Exercise details
In the material below, find each line holding the string "index" and copy it.

□ □ □ □ □

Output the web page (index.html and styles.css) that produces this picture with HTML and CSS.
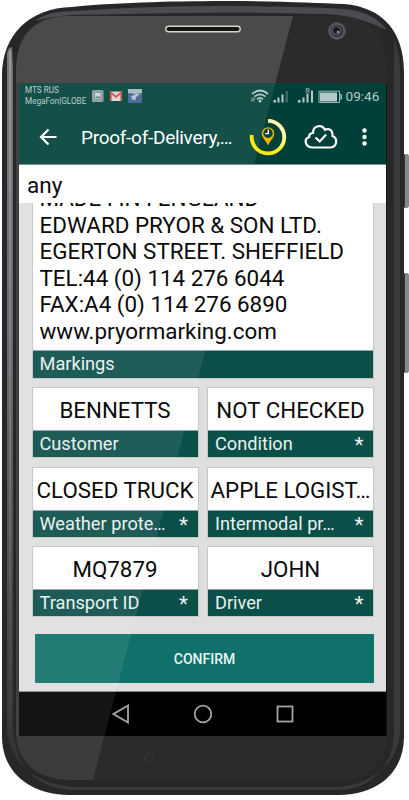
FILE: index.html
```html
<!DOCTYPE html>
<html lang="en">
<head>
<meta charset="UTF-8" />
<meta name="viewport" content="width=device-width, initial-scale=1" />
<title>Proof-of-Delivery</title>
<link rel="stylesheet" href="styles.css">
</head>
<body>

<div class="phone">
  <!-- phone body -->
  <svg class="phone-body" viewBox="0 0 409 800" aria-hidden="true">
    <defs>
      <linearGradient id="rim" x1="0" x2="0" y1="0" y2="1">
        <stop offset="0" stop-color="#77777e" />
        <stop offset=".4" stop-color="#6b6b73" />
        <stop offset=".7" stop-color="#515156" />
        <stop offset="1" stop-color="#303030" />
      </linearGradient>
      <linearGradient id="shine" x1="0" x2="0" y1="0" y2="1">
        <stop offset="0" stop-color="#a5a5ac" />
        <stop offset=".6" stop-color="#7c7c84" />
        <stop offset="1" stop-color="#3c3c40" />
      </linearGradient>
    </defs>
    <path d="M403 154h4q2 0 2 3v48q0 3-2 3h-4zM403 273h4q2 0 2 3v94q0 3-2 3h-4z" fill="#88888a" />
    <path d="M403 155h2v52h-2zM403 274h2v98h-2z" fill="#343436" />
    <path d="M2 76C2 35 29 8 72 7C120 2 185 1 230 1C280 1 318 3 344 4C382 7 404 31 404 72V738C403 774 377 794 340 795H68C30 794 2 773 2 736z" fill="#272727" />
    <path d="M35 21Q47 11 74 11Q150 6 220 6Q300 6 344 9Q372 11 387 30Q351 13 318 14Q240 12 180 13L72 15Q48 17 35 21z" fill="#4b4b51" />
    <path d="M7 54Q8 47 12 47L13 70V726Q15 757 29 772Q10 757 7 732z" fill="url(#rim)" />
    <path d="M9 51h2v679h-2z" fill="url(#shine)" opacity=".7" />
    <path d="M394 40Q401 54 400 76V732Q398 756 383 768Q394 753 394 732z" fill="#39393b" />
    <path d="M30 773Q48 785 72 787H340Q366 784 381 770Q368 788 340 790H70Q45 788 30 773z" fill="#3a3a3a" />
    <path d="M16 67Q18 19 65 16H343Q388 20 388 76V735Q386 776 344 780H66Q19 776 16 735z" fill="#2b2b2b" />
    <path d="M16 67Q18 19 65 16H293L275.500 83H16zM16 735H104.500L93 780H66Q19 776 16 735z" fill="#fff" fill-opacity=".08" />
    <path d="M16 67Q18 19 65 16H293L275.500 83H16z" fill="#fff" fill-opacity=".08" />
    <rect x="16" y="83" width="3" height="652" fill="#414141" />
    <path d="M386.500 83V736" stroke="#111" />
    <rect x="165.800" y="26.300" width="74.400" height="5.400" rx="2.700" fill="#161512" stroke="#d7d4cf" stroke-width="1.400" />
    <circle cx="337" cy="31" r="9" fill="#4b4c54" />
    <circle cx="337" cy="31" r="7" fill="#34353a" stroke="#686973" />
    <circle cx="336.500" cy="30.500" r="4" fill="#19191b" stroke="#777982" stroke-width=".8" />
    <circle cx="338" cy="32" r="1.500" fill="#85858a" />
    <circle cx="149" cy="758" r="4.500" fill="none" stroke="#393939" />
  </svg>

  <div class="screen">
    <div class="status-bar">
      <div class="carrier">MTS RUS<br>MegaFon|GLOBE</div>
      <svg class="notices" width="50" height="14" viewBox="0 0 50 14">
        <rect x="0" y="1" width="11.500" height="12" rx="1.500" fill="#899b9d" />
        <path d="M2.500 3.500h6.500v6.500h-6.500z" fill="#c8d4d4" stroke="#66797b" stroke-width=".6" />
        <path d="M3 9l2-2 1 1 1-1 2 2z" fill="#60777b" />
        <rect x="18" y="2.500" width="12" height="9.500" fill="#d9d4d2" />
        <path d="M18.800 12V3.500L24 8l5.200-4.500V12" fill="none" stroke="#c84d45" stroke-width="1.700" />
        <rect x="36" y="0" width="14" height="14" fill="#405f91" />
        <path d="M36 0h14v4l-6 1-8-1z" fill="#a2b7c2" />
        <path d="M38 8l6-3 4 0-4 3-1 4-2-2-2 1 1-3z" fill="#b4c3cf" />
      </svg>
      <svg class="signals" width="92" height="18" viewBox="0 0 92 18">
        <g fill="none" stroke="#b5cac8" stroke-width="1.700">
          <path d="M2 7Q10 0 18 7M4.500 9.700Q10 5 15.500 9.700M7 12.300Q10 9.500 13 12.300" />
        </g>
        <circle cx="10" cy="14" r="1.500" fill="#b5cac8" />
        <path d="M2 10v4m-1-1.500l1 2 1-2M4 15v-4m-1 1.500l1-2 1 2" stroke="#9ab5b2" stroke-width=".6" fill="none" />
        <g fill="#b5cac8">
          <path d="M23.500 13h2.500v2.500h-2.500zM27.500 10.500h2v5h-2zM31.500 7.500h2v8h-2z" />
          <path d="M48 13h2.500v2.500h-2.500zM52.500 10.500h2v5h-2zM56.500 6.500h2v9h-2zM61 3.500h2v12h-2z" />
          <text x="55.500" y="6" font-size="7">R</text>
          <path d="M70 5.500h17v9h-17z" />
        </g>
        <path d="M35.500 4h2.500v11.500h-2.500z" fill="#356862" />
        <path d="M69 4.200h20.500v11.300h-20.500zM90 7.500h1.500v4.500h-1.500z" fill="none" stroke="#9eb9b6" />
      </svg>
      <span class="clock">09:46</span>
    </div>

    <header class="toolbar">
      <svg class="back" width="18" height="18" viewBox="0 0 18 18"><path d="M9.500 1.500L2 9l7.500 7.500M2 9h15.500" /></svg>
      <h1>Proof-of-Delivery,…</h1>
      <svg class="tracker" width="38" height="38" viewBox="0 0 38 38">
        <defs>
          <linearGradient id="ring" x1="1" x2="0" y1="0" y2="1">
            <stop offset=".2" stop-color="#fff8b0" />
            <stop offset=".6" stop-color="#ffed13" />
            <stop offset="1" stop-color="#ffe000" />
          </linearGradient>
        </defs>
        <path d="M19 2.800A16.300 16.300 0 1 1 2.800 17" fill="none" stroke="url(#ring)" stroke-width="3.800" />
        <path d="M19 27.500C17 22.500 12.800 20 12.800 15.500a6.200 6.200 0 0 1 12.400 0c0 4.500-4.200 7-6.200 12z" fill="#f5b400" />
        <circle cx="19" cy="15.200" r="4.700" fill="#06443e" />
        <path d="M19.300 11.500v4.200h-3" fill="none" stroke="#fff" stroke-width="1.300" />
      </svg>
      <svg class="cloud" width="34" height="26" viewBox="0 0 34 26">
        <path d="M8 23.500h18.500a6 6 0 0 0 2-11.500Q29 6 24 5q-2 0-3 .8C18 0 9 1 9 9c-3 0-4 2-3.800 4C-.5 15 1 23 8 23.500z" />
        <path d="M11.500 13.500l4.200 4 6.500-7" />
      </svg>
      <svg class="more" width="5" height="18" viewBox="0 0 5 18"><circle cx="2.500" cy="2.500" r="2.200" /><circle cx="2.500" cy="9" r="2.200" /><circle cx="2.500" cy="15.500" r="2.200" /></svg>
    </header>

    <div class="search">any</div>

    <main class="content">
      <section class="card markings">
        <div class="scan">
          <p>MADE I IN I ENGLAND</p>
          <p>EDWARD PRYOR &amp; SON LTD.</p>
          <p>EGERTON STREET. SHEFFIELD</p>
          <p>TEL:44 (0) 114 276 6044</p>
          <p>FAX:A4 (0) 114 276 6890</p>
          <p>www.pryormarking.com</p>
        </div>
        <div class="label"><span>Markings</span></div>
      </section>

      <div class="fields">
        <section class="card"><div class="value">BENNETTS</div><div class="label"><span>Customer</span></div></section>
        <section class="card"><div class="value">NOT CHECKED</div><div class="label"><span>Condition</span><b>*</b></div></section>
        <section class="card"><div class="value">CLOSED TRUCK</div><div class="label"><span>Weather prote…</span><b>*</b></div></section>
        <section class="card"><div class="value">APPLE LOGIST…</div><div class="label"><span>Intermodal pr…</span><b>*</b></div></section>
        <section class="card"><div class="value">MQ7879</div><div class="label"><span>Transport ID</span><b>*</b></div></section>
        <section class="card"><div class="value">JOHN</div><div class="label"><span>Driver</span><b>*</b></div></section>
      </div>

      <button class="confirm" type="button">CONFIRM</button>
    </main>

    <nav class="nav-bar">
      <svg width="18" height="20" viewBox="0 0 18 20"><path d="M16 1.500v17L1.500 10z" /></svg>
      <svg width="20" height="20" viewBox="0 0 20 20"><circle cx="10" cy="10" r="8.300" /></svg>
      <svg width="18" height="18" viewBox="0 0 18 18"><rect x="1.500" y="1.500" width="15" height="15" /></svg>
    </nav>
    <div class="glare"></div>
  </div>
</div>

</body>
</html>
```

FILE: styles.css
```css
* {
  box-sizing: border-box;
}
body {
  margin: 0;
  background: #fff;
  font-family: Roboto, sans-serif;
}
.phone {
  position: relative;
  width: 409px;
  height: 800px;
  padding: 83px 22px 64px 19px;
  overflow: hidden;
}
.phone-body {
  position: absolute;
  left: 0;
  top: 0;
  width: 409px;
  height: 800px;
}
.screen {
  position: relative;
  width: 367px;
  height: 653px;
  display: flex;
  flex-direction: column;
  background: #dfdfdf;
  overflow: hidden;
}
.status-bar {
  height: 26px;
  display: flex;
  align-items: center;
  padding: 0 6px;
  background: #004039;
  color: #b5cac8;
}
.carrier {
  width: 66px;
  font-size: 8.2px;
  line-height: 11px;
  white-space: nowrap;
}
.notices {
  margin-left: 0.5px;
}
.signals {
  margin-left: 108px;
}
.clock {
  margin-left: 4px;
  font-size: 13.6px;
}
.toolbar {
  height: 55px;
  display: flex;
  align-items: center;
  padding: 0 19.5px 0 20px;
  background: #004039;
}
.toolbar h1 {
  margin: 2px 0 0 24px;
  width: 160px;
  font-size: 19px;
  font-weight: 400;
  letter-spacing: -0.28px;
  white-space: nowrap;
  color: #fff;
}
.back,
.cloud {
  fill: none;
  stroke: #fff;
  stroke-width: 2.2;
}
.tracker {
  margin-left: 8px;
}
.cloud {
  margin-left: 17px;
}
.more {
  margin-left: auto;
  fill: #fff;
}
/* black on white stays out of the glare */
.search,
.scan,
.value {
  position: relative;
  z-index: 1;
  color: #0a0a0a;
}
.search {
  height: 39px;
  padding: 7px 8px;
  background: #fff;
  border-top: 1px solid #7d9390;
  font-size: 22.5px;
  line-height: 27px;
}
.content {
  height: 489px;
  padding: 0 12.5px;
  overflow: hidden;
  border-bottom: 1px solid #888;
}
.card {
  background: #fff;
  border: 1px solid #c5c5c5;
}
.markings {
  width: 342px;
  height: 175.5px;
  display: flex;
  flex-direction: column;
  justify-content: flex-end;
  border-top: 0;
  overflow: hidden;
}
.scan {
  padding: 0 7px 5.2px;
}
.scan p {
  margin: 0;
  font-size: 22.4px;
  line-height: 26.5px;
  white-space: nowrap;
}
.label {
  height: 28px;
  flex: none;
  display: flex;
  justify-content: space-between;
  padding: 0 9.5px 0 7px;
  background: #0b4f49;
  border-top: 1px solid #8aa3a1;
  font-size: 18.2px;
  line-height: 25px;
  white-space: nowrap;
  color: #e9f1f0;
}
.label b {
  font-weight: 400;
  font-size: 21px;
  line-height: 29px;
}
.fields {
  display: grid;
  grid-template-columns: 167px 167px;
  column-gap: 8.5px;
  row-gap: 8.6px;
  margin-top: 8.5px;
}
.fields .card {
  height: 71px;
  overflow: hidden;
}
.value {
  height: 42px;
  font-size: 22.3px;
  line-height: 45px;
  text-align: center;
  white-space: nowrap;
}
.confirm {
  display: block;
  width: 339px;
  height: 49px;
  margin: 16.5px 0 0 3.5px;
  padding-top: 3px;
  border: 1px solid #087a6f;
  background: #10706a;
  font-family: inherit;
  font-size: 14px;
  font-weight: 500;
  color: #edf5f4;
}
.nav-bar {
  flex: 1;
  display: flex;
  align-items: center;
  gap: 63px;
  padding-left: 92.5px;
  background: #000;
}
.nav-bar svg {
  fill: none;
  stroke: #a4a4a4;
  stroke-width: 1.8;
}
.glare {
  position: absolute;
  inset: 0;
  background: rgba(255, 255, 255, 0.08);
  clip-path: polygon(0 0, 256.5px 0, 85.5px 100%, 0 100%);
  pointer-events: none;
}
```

□ □ □ □ □

Reply to the task
Output the web page (index.html and styles.css) that produces this picture with HTML and CSS.
FILE: index.html
  z-index: 1;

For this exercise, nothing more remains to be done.